Always show up to an interview in proper attire. From professional to business casual, the way you dress will depend on what type of job you’re applying for. If you’re applying as a legal secretary in an attorney’s office, you may be asked to dress professionally. On the other hand, if you’re hired as an assembly person in a manufacturing shop, you may need casual clothing or even protective gear.
As for the interview and application process, keep it neat, clean, and simple. Start with a clean-cut, fresh appearance and non-revealing clothes with no rips or tears.
Prepare Questions in Advance
In an interview, there’s a good chance your potential employer will leave the forum open for your questions. If you draw a blank, it may look bad. Every good candidate will always have something to ask, even if it’s just an obscure question about the company’s workplace culture.

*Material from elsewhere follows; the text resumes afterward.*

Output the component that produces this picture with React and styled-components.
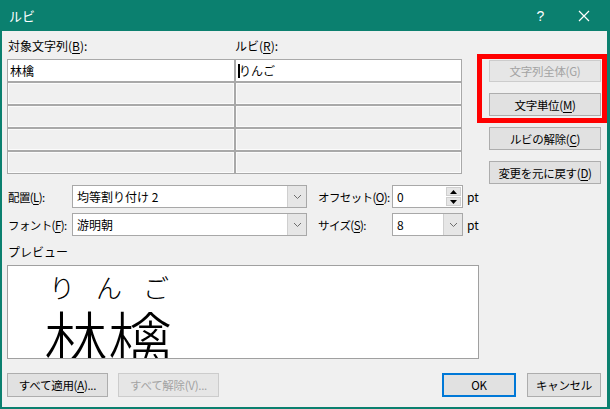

Not asking any questions can also indicate you don’t handle questions under pressure well, or that you aren’t competent enough to come up with something on the spot.
To eliminate this concern, ask:
- What does the typical work week look like?
- Should I expect overtime regularly?
- How can I advance with the company?
- Would you like a list of my personal and professional references?
- Can I clarify my qualifications for you?
Avoid asking questions about pay and schedules right away. This is typically something discussed when you accept the job offer. Early discussion may pigeonhole you into accepting less than you would otherwise be offered.
There’s no guarantee that you won’t experience a few bumps during the interview process, and you can’t force employers to love you. But trying to relax, remaining professional and focusing on answering questions to the best of your ability will definitely help.